The police said the case against Kanhaiya "is very much different" from that of Umar and Anirban as the JNUSU President was not the organiser of the event. Police said that 10 independent witnesses - including security guards, JNU staff and students - confirmed that "anti-Indian slogans were raised" at the programme.

"The slogans attempted to incite the mob. These two persons, Umar and Anirban, led the crowd which shouted anti-Indian slogans. The police has also recovered two cellphones which established that anti-Indian slogans were raised by Khalid and Bhattacharya during the event," the prosecution said. The prosecution also said that posters used for the event were recovered from the emails of the two students - thereby proving that they were the main organisers of the event which took place even after permission was withdrawn by the JNU administration.

The arguments

However, the counsel for both the accused said that there was no violence prior or later to the incident. Advocate Trideep Pais, who represented Bhattacharya, said there were a number of reports on the issue. Pais said that even the police had acknowledged the existence of several doctored videos of the 9 February event in the public domain. Pais also said that "even the report of JNU on the incident says that the slogans were raised by outsiders".

The advocate said that while the 9 February event could not be termed as unlawful assembly as no violence took place - despite the event being denied permission.

"My clients are already in the custody since 23 February after they voluntarily surrendered, including seven days' police custody.
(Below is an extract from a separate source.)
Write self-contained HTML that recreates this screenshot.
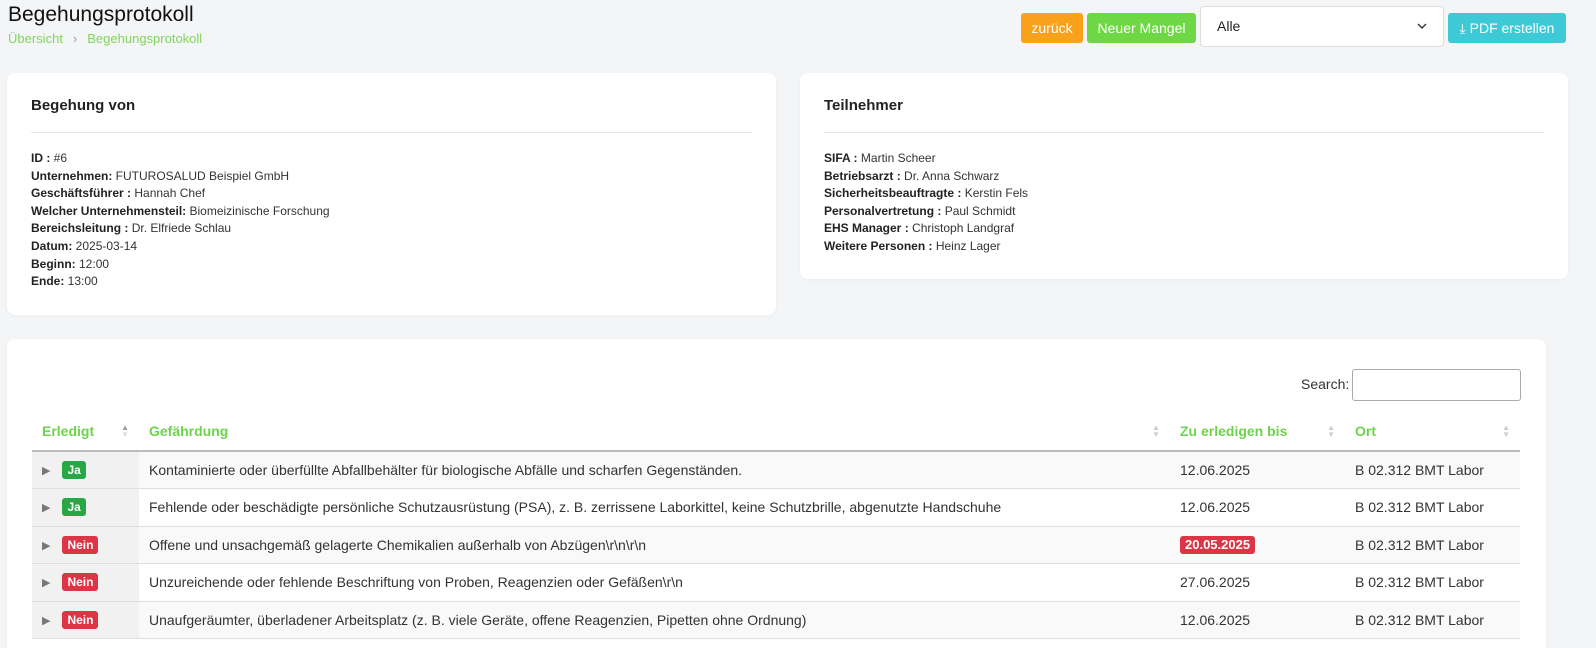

They were absent for few days before surrendering because there was serious threat to life," the counsel said. He also said that their absence had resulted in ex-parte orders passed by the committees set up by the JNU in this matter.

Identical arguments were made by Khalid's counsel Jawahar Rana. While seeking bail on the ground of parity, the counsel said, "Their co-accused Kanhaiya Kumar has already been granted bail and there were similar allegations against him as well. This case is not different from Kanhaiya's. Besides these three, seven persons were also named in the case but they are also free."

Advocate Yashpal, caught on camera attacking JNU students and media personnel in the Patiala House Court Complex on 15 and 17 February, was also present in the proceedings - which took place amid high security. The advocates, related to the case, were also taken out of the court in police escort.